STATED EXERCISE -
All of the data that follows should be retyped exactly, please, except the pictures.
## start
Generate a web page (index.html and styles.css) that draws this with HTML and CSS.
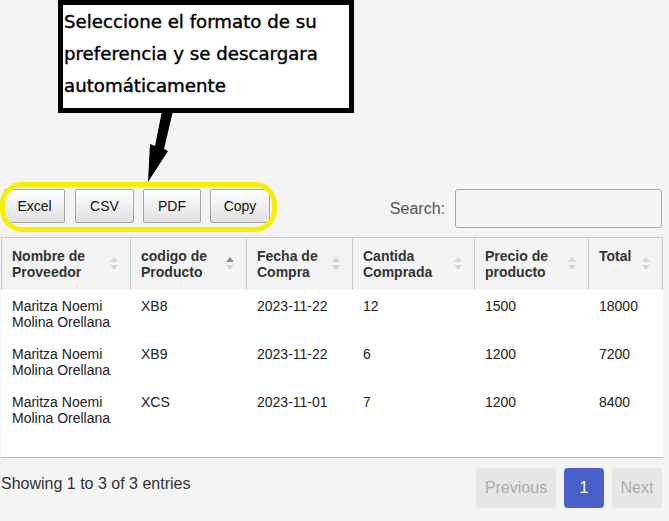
FILE: index.html
```html
<!DOCTYPE html>
<html lang="es">
<head>
<meta charset="utf-8">
<title>Compras</title>
<link rel="stylesheet" href="styles.css">
</head>
<body>
<div class="page">
  <div class="callout">Seleccione el formato de su<br>preferencia y se descargara<br>automáticamente</div>
  <svg class="arrow" width="60" height="80" viewBox="140 108 60 80" aria-hidden="true">
    <polygon points="162,111 173,111 164,149 168,151 148,182 150,144 155,146" fill="#000"/>
  </svg>
  <div class="highlight"></div>

  <div class="toolbar">
    <div class="buttons">
      <button class="dt-btn b-excel">Excel</button>
      <button class="dt-btn b-csv">CSV</button>
      <button class="dt-btn b-pdf">PDF</button>
      <button class="dt-btn b-copy">Copy</button>
    </div>
    <label class="search">Search:<input type="search"></label>
  </div>

  <div class="table-wrap">
    <table class="grid">
      <colgroup>
        <col class="c1"><col class="c2"><col class="c3"><col class="c4"><col class="c5"><col class="c6">
      </colgroup>
      <thead>
        <tr>
          <th>Nombre de Proveedor</th>
          <th class="asc">codigo de Producto</th>
          <th>Fecha de Compra</th>
          <th>Cantida Comprada</th>
          <th>Precio de producto</th>
          <th class="last">Total</th>
        </tr>
      </thead>
      <tbody>
        <tr><td>Maritza Noemi Molina Orellana</td><td>XB8</td><td>2023-11-22</td><td>12</td><td>1500</td><td>18000</td></tr>
        <tr><td>Maritza Noemi Molina Orellana</td><td>XB9</td><td>2023-11-22</td><td>6</td><td>1200</td><td>7200</td></tr>
        <tr><td>Maritza Noemi Molina Orellana</td><td>XCS</td><td>2023-11-01</td><td>7</td><td>1200</td><td>8400</td></tr>
      </tbody>
    </table>
  </div>

  <div class="footer">
    <div class="info">Showing 1 to 3 of 3 entries</div>
    <div class="pager">
      <span class="pg pg-prev disabled">Previous</span>
      <span class="pg pg-cur">1</span>
      <span class="pg pg-next disabled">Next</span>
    </div>
  </div>
</div>
</body>
</html>
```

FILE: styles.css
```css
* { box-sizing: border-box; }

html, body {
  margin: 0;
  background: #f4f4f4;
  font-family: "Liberation Sans", Arial, sans-serif;
  color: #333;
}

.page {
  position: relative;
  width: 669px;
  padding-top: 189px;
}

/* annotation overlay */
.callout {
  position: absolute;
  left: 58px;
  top: 0;
  width: 296px;
  height: 113px;
  border: 5px solid #000;
  background: #fff;
  padding: 1px 0 0 1px;
  font-family: "DejaVu Sans", sans-serif;
  font-size: 18.2px;
  line-height: 32px;
  color: #000;
  -webkit-text-stroke: 0.4px #000;
  white-space: nowrap;
  z-index: 3;
}

.arrow {
  position: absolute;
  left: 140px;
  top: 108px;
  z-index: 4;
}

.highlight {
  position: absolute;
  left: 0;
  top: 182px;
  width: 277px;
  height: 50px;
  border: 5px solid #f6ef00;
  border-radius: 22px;
  z-index: 2;
  pointer-events: none;
}

/* toolbar */
.toolbar {
  display: flex;
  justify-content: space-between;
  align-items: flex-start;
  padding: 0 7px 0 4px;
  height: 39px;
}

.buttons {
  display: flex;
  gap: 9px;
}

.dt-btn {
  height: 34px;
  padding: 0;
  border: 1px solid #a6a6a6;
  border-radius: 2px;
  background: linear-gradient(to bottom, #ffffff 0%, #e0e0e0 100%);
  font-family: "Liberation Sans", Arial, sans-serif;
  font-size: 14px;
  color: #111;
  text-align: center;
}
.b-excel { width: 61px; margin-right: 1px; }
.b-csv { width: 59px; }
.b-pdf { width: 58px; }
.b-copy { width: 60px; }

.search {
  display: flex;
  align-items: center;
  font-size: 16px;
  color: #555;
}
.search input {
  margin-left: 10px;
  width: 207px;
  height: 39px;
  border: 1px solid #aaa;
  border-radius: 3px;
  background: transparent;
  padding: 4px;
}

/* table */
.table-wrap {
  margin: 9px 0 0 1px;
  width: 662px;
  height: 221px;
  background: #fff;
  border-bottom: 1px solid #bbb;
}

.grid {
  width: 662px;
  table-layout: fixed;
  border-collapse: separate;
  border-spacing: 0;
}
.c1 { width: 129px; }
.c2 { width: 116px; }
.c3 { width: 106px; }
.c4 { width: 122px; }
.c5 { width: 114px; }
.c6 { width: 75px; }

.grid th {
  position: relative;
  background: #f4f4f4;
  border-top: 1px solid #ccc;
  border-left: 1px solid #ccc;
  padding: 10px 26px 10px 10px;
  text-align: left;
  vertical-align: top;
  font-size: 14px;
  font-weight: bold;
  line-height: 16px;
  color: #333;
}
.grid th.last { border-right: 1px solid #ccc; }

.grid th::before,
.grid th::after {
  content: "";
  position: absolute;
  right: 12px;
  width: 0;
  height: 0;
  border-left: 4px solid transparent;
  border-right: 4px solid transparent;
}
.grid th::before {
  top: calc(50% - 7px);
  border-bottom: 5px solid #d4d4d4;
}
.grid th::after {
  top: calc(50% + 1px);
  border-top: 5px solid #d4d4d4;
}
.grid th.asc::before { border-bottom-color: #8c8c8c; }

.grid td {
  border-left: 1px solid transparent;
  padding: 8px 10px;
  vertical-align: top;
  font-size: 14px;
  line-height: 16px;
  color: #222;
}

/* footer */
.footer {
  display: flex;
  justify-content: space-between;
  align-items: flex-start;
  padding: 10px 7px 0 1px;
}
.info {
  padding-top: 7px;
  font-size: 16px;
  line-height: 18px;
  color: #333;
}
.pager {
  display: flex;
  gap: 8px;
}
.pg {
  display: flex;
  align-items: center;
  justify-content: center;
  height: 40px;
  border-radius: 4px;
  font-size: 16px;
}
.pg.disabled {
  background: #e6e6e6;
  color: #adadad;
}
.pg-prev { width: 80px; }
.pg-cur { width: 40px; background: #485fc7; color: #fff; }
.pg-next { width: 50px; }
```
## end
IN RESPONSE -
Generate a web page (index.html and styles.css) that draws this with HTML and CSS.
FILE: index.html
```html
<!DOCTYPE html>
<html lang="es">
<head>
<meta charset="utf-8">
<title>Compras</title>
<link rel="stylesheet" href="styles.css">
</head>
<body>
<div class="page">
  <div class="callout">Seleccione el formato de su<br>preferencia y se descargara<br>automáticamente</div>
  <svg class="arrow" width="60" height="80" viewBox="140 108 60 80" aria-hidden="true">
    <polygon points="162,111 173,111 164,149 168,151 148,182 150,144 155,146" fill="#000"/>
  </svg>
  <div class="highlight"></div>

  <div class="toolbar">
    <div class="buttons">
      <button class="dt-btn b-excel">Excel</button>
      <button class="dt-btn b-csv">CSV</button>
      <button class="dt-btn b-pdf">PDF</button>
      <button class="dt-btn b-copy">Copy</button>
    </div>
    <label class="search">Search:<input type="search"></label>
  </div>

  <div class="table-wrap">
    <table class="grid">
      <colgroup>
        <col class="c1"><col class="c2"><col class="c3"><col class="c4"><col class="c5"><col class="c6">
      </colgroup>
      <thead>
        <tr>
          <th>Nombre de Proveedor</th>
          <th class="asc">codigo de Producto</th>
          <th>Fecha de Compra</th>
          <th>Cantida Comprada</th>
          <th>Precio de producto</th>
          <th class="last">Total</th>
        </tr>
      </thead>
      <tbody>
        <tr><td>Maritza Noemi Molina Orellana</td><td>XB8</td><td>2023-11-22</td><td>12</td><td>1500</td><td>18000</td></tr>
        <tr><td>Maritza Noemi Molina Orellana</td><td>XB9</td><td>2023-11-22</td><td>6</td><td>1200</td><td>7200</td></tr>
        <tr><td>Maritza Noemi Molina Orellana</td><td>XCS</td><td>2023-11-01</td><td>7</td><td>1200</td><td>8400</td></tr>
      </tbody>
    </table>
  </div>

  <div class="footer">
    <div class="info">Showing 1 to 3 of 3 entries</div>
    <div class="pager">
      <span class="pg pg-prev disabled">Previous</span>
      <span class="pg pg-cur">1</span>
      <span class="pg pg-next disabled">Next</span>
    </div>
  </div>
</div>
</body>
</html>
```

FILE: styles.css
```css
* { box-sizing: border-box; }

html, body {
  margin: 0;
  background: #f4f4f4;
  font-family: "Liberation Sans", Arial, sans-serif;
  color: #333;
}

.page {
  position: relative;
  width: 669px;
  padding-top: 189px;
}

/* annotation overlay */
.callout {
  position: absolute;
  left: 58px;
  top: 0;
  width: 296px;
  height: 113px;
  border: 5px solid #000;
  background: #fff;
  padding: 1px 0 0 1px;
  font-family: "DejaVu Sans", sans-serif;
  font-size: 18.2px;
  line-height: 32px;
  color: #000;
  -webkit-text-stroke: 0.4px #000;
  white-space: nowrap;
  z-index: 3;
}

.arrow {
  position: absolute;
  left: 140px;
  top: 108px;
  z-index: 4;
}

.highlight {
  position: absolute;
  left: 0;
  top: 182px;
  width: 277px;
  height: 50px;
  border: 5px solid #f6ef00;
  border-radius: 22px;
  z-index: 2;
  pointer-events: none;
}

/* toolbar */
.toolbar {
  display: flex;
  justify-content: space-between;
  align-items: flex-start;
  padding: 0 7px 0 4px;
  height: 39px;
}

.buttons {
  display: flex;
  gap: 9px;
}

.dt-btn {
  height: 34px;
  padding: 0;
  border: 1px solid #a6a6a6;
  border-radius: 2px;
  background: linear-gradient(to bottom, #ffffff 0%, #e0e0e0 100%);
  font-family: "Liberation Sans", Arial, sans-serif;
  font-size: 14px;
  color: #111;
  text-align: center;
}
.b-excel { width: 61px; margin-right: 1px; }
.b-csv { width: 59px; }
.b-pdf { width: 58px; }
.b-copy { width: 60px; }

.search {
  display: flex;
  align-items: center;
  font-size: 16px;
  color: #555;
}
.search input {
  margin-left: 10px;
  width: 207px;
  height: 39px;
  border: 1px solid #aaa;
  border-radius: 3px;
  background: transparent;
  padding: 4px;
}

/* table */
.table-wrap {
  margin: 9px 0 0 1px;
  width: 662px;
  height: 221px;
  background: #fff;
  border-bottom: 1px solid #bbb;
}

.grid {
  width: 662px;
  table-layout: fixed;
  border-collapse: separate;
  border-spacing: 0;
}
.c1 { width: 129px; }
.c2 { width: 116px; }
.c3 { width: 106px; }
.c4 { width: 122px; }
.c5 { width: 114px; }
.c6 { width: 75px; }

.grid th {
  position: relative;
  background: #f4f4f4;
  border-top: 1px solid #ccc;
  border-left: 1px solid #ccc;
  padding: 10px 26px 10px 10px;
  text-align: left;
  vertical-align: top;
  font-size: 14px;
  font-weight: bold;
  line-height: 16px;
  color: #333;
}
.grid th.last { border-right: 1px solid #ccc; }

.grid th::before,
.grid th::after {
  content: "";
  position: absolute;
  right: 12px;
  width: 0;
  height: 0;
  border-left: 4px solid transparent;
  border-right: 4px solid transparent;
}
.grid th::before {
  top: calc(50% - 7px);
  border-bottom: 5px solid #d4d4d4;
}
.grid th::after {
  top: calc(50% + 1px);
  border-top: 5px solid #d4d4d4;
}
.grid th.asc::before { border-bottom-color: #8c8c8c; }

.grid td {
  border-left: 1px solid transparent;
  padding: 8px 10px;
  vertical-align: top;
  font-size: 14px;
  line-height: 16px;
  color: #222;
}

/* footer */
.footer {
  display: flex;
  justify-content: space-between;
  align-items: flex-start;
  padding: 10px 7px 0 1px;
}
.info {
  padding-top: 7px;
  font-size: 16px;
  line-height: 18px;
  color: #333;
}
.pager {
  display: flex;
  gap: 8px;
}
.pg {
  display: flex;
  align-items: center;
  justify-content: center;
  height: 40px;
  border-radius: 4px;
  font-size: 16px;
}
.pg.disabled {
  background: #e6e6e6;
  color: #adadad;
}
.pg-prev { width: 80px; }
.pg-cur { width: 40px; background: #485fc7; color: #fff; }
.pg-next { width: 50px; }
```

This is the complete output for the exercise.